Stone the bitch and then go out for beers.
-Hooters?
-Works for me.
And it stoned me…
Maggie “Payola” Gallagher links somewhat approvingly to a story where a woman who was having an affair wasn’t sufficently punished:
Who Owes Faithfulness?/Maggie Gallagher
Lynne’s post reminded me of another key part of marriage norms that we are in danger of losing: not only do married people owe each other a duty of sexual fidelity, but other people also owe “fidelity” to the couple.
In a marriage culture, people understand: You have an obligation not only to be faithful to your own wife, but also (whether married or single) not to have sex with anyone else’s wife. (ditto: husband).
In privatized, contractual schemes of marriage, this element gets lost or downgraded. (If adultery is wrong only because it violates a private understanding of two people, then that’s their business, not any one else’s.)
A judge in New YOrk, in the middle of quite properly punishing a man for killing a friend who had become involved with his wife, was apparently operating on this deep understanding: “Manhattan Supreme Court Justice Carol Berkman noted that Elio Cruz ‘made this selfish, emotional decision to punish Mr. [German] [Dionisio Cabrera], when, in fact, it was his wife doing bad things.'”

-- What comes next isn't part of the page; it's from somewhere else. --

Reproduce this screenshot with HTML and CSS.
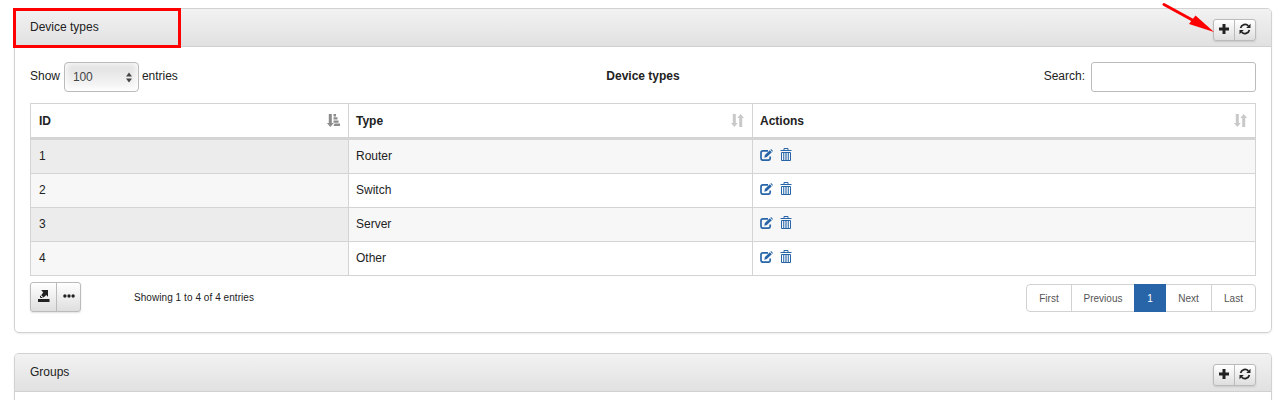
FILE: index.html
```
<!DOCTYPE html>
<html lang="en">
<head>
<meta charset="utf-8">
<title>Device types</title>
<link rel="stylesheet" href="styles.css">
</head>
<body>
<svg class="defs" width="0" height="0" aria-hidden="true">
  <symbol id="plus" viewBox="0 0 10 10"><path d="M3.5 0h3v3.5H10v3H6.5V10h-3V6.5H0v-3h3.5z"/></symbol>
  <symbol id="refresh" viewBox="0 0 12 12"><path d="M1.6 5A4.5 4.5 0 0 1 9.4 3M10.4 7A4.5 4.5 0 0 1 2.6 9" fill="none" stroke="currentColor" stroke-width="1.7"/><path d="M11.5.7V5H7.2zM.5 11.3V7h4.3z"/></symbol>
  <symbol id="sort" viewBox="0 0 13 13"><path d="M1.8 0h3v9h2L3.3 13 0 9h1.8zM8.2 13h3V4H13L9.7 0 6.3 4h1.9z"/></symbol>
  <symbol id="sort-asc" viewBox="0 0 13 13"><path d="M1.8 0h3v9h2L3.3 13 0 9h1.8zM6.5 0H9v2.4H6.5zM6.5 3.3h4v2.3h-4zM6.5 6.5h5v2.3h-5zM7.5 9.6H13V12H6.5z"/></symbol>
  <symbol id="edit" viewBox="0 0 13 12"><path d="M8 1.8H3Q1 1.8 1 3.8v5.4Q1 11.2 3 11.2h5.2q2 0 2-2V7.5" fill="none" stroke="currentColor" stroke-width="1.7"/><path d="M4.3 8.7l.6-2.6 4.9-4.8 2 2-4.9 4.8zM10.4.7l.7-.7 2 2-.7.7z"/></symbol>
  <symbol id="trash" viewBox="0 0 12 13"><path d="M.5 2.5h11M4 2.4V.5h4v1.9M1.5 4.5v8h9v-8z" fill="none" stroke="currentColor" stroke-width="1"/><path d="M3.5 5v7M5.2 5v7M6.8 5v7M8.5 5v7" stroke="currentColor" stroke-width=".8"/></symbol>
  <symbol id="export" viewBox="0 0 12 13"><path d="M3.2 0H10v6.8L8.2 5 5.6 7.6 3.2 5.2 5.2 2.6zM0 9h11.5v3H0z"/><path d="M2.5 5.8v1.7h1.8" fill="none" stroke="currentColor"/></symbol>
</svg>

<section class="panel">
  <header class="panel-head">
    <span class="title">Device types</span>
    <div class="btn-group">
      <button class="btn"><svg class="i-plus"><use href="#plus"/></svg></button>
      <button class="btn"><svg class="i-refresh"><use href="#refresh"/></svg></button>
    </div>
    <div class="highlight"></div>
    <svg class="arrow" width="60" height="34" viewBox="0 0 60 34"><path d="M9 4.5 41 22" stroke="#f00" stroke-width="3" stroke-linecap="round"/><path d="M40.5 15.5 59 32 34 24z" fill="#f00"/></svg>
  </header>
  <div class="panel-body">
    <div class="toolbar">
      <div class="length">Show <span class="select">100<svg class="caret" viewBox="0 0 6 10"><path d="M3 0l3 4H0zM3 10l3-4H0z"/></svg></span> entries</div>
      <strong>Device types</strong>
      <label class="search">Search:<input type="text"></label>
    </div>
    <table>
      <thead>
        <tr>
          <th class="c-id"><div>ID<svg class="sorted"><use href="#sort-asc"/></svg></div></th>
          <th class="c-type"><div>Type<svg><use href="#sort"/></svg></div></th>
          <th><div>Actions<svg><use href="#sort"/></svg></div></th>
        </tr>
      </thead>
      <tbody>
        <tr><td>1</td><td>Router</td><td><div class="actions"><svg class="i-edit"><use href="#edit"/></svg><svg class="i-trash"><use href="#trash"/></svg></div></td></tr>
        <tr><td>2</td><td>Switch</td><td><div class="actions"><svg class="i-edit"><use href="#edit"/></svg><svg class="i-trash"><use href="#trash"/></svg></div></td></tr>
        <tr><td>3</td><td>Server</td><td><div class="actions"><svg class="i-edit"><use href="#edit"/></svg><svg class="i-trash"><use href="#trash"/></svg></div></td></tr>
        <tr><td>4</td><td>Other</td><td><div class="actions"><svg class="i-edit"><use href="#edit"/></svg><svg class="i-trash"><use href="#trash"/></svg></div></td></tr>
      </tbody>
    </table>
    <div class="footer">
      <div class="btn-group large">
        <button class="btn"><svg class="i-export"><use href="#export"/></svg></button>
        <button class="btn"><svg class="i-dots" viewBox="0 0 12 4"><circle cx="1.9" cy="2" r="1.7"/><circle cx="6" cy="2" r="1.7"/><circle cx="10.1" cy="2" r="1.7"/></svg></button>
      </div>
      <span class="info">Showing 1 to 4 of 4 entries</span>
      <nav class="pages"><a class="p-first">First</a><a class="p-prev">Previous</a><a class="current">1</a><a class="p-next">Next</a><a class="p-last">Last</a></nav>
    </div>
  </div>
</section>

<section class="panel cut">
  <header class="panel-head">
    <span class="title">Groups</span>
    <div class="btn-group">
      <button class="btn"><svg class="i-plus"><use href="#plus"/></svg></button>
      <button class="btn"><svg class="i-refresh"><use href="#refresh"/></svg></button>
    </div>
  </header>
</section>
</body>
</html>
```
FILE: styles.css
```
* { box-sizing: border-box; }
body {
  margin: 0;
  padding: 8px 14px 0;
  height: 400px;
  overflow: hidden;
  background: #fff;
  color: #222;
  font: 12px/18px "Liberation Sans", Arial, sans-serif;
}
svg { display: block; fill: currentColor; }
.defs { position: absolute; }
.panel {
  height: 325px;
  margin-bottom: 20px;
  border: 1px solid #d2d2d2;
  border-radius: 5px;
  box-shadow: 0 1px 2px rgba(0, 0, 0, .08);
}
.cut {
  height: 47px;
  margin-bottom: 0;
  border-bottom: 0;
  border-radius: 5px 5px 0 0;
}
.panel-head {
  position: relative;
  display: flex;
  justify-content: space-between;
  height: 38px;
  padding: 9px 15px 0;
  border-bottom: 1px solid #d0d0d0;
  border-radius: 4px 4px 0 0;
  background: linear-gradient(#f2f2f2, #e1e1e1);
}
.highlight {
  position: absolute;
  left: -2px;
  top: -1px;
  width: 168px;
  height: 40px;
  border: 3px solid #f00;
}
.arrow { position: absolute; left: 1140px; top: -9px; }
.btn-group {
  display: flex;
  width: 43px;
  height: 22px;
  margin-top: 1px;
  border: 1px solid #bbb;
  border-radius: 3px;
  background: linear-gradient(#fff, #dedede);
  box-shadow: 0 1px 2px rgba(0, 0, 0, .12);
}
.btn {
  display: flex;
  flex: 1;
  align-items: center;
  justify-content: center;
  padding: 0 0 2px;
  border: 0;
  background: none;
  color: #222;
}
.btn + .btn { border-left: 1px solid #bbb; }
.i-plus { width: 10px; height: 10px; }
.i-refresh { width: 12px; height: 12px; }
.panel-body { padding: 15px; }
.toolbar {
  display: grid;
  grid-template-columns: 1fr auto 1fr;
  height: 41px;
  align-items: start;
}
.toolbar strong { padding-top: 5px; }
.length { display: flex; gap: 4px; width: 150px; line-height: 28px; letter-spacing: -.02px; }
.select {
  display: flex;
  align-items: center;
  justify-content: space-between;
  width: 75px;
  height: 30px;
  margin-right: -1px;
  padding: 0 6px 0 8px;
  border: 1px solid #bbb;
  border-radius: 4px;
  background: linear-gradient(#dedede, #fbfbfb);
  box-shadow: inset 0 0 6px 1px #fff;
  color: #444;
  letter-spacing: -.2px;
}
.caret { width: 6px; height: 11px; }
.search { display: flex; justify-content: flex-end; gap: 6px; line-height: 28px; }
.search input {
  width: 165px;
  height: 30px;
  margin: 0;
  border: 1px solid #bbb;
  border-radius: 3px;
  background: #fff;
}
table {
  width: 1226px;
  table-layout: fixed;
  border-collapse: separate;
  border-spacing: 0;
  border: solid #d4d4d4;
  border-width: 1px 0 0 1px;
}
th, td { padding: 0 8px; border: solid #d4d4d4; border-width: 0 1px 1px 0; text-align: left; }
th { height: 36px; border-bottom-width: 3px; }
th + th, td + td { padding-left: 7px; }
th div { display: flex; justify-content: space-between; align-items: center; }
th svg { width: 13px; height: 13px; color: #c9c9c9; }
th svg.sorted { color: #8c8c8c; }
.c-id { width: 318px; }
.c-type { width: 404px; }
td { height: 34px; padding-bottom: 2px; }
tbody tr:nth-child(odd) td { background: #f7f7f7; }
tbody tr:nth-child(even) td:first-child { background: #f7f7f7; }
tbody tr:nth-child(odd) td:first-child { background: #ececec; }
.actions { display: flex; gap: 7px; padding-bottom: 3px; color: #2765a8; }
.i-edit { width: 13px; height: 12px; margin-top: 1px; }
.i-trash { width: 12px; height: 13px; }
.footer { display: flex; align-items: flex-start; padding-top: 6px; font-size: 10px; }
.large { width: 51px; height: 30px; margin-top: 0; }
.large .btn:first-child { flex: none; width: 25px; }
.i-export { width: 12px; height: 13px; }
.i-dots { width: 12px; height: 4px; margin-bottom: 1px; }
.info { padding: 7px 0 0 53px; letter-spacing: .06px; }
.pages {
  display: flex;
  width: 230px;
  height: 28px;
  margin: 2px 0 0 auto;
  border: 1px solid #d2d2d2;
  border-radius: 4px;
  color: #555;
  line-height: 28px;
  text-align: center;
}
.p-first { width: 45px; border-right: 1px solid #d2d2d2; }
.p-prev { width: 62px; }
.current { width: 32px; margin: -1px 0; background: #2765a8; color: #fff; line-height: 30px; }
.p-next { width: 46px; border-right: 1px solid #d2d2d2; }
.p-last { flex: 1; }
```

JUDGE CAGES KILLER – RIPS CHEATER WIFE
DAREH GREGORIAN. New York Post. New York, N.Y.: Dec 14, 2005. pg. 017
A man who gunned down his cheating wife’s lover in a Chelsea subway station was sentenced to 18 years to life in prison yesterday – as the judge suggested the hubby retaliated against the wrong person. Manhattan Supreme Court Justice Carol Berkman noted that Elio Cruz “made this selfish, emotional decision to punish Mr. [German] Cabrera, when, in fact, it was his wife doing bad things.”
“She is the one who was unfaithful,” Berkman said.
Cruz, 34, a room-service waiter, was convicted last month of killing the brash rival for wife Belkys Pena’s affections in February 2004.
The judge noted that even before the shooting, Cruz would vent his anger over the affair at Cabrera instead of his wife – and Cabrera would just goad him on.
Prosecutor Peter Casolaro had asked the judge to sentence Cruz to the maximum of 25 years to life, but Berkman refused, noting he had no criminal record and “was on some level provoked.”
Still, Berkman said, the goading aside, she didn’t understand why Cruz made Cabrera the target of his anger.
“I suppose one might add salt to the wounds of the victim’s family by saying, ‘Gee, he wasn’t perfect.’ He was a young man, and he acted like young people sometimes do,” Berkman said, wondering why Cruz “addressed the victim rather than his wife.”
Well actually it was both his wife and the friend who was (as Ms. Gallagher might put it) “boning her” that were doing bad things, but Maggie gets some sort of visceral thrill about harlots being taken to the rhetorical woodshed for being total ho’s (not that Mags herself doesn’t have a spot on her virginal rapsheet). Nonetheless I think that is beside the point. Somehow I get the feeling that Maggie posted this article as a warning to her husband, as if he hasn’t already been punished enough… being married to Maggie Gallagher.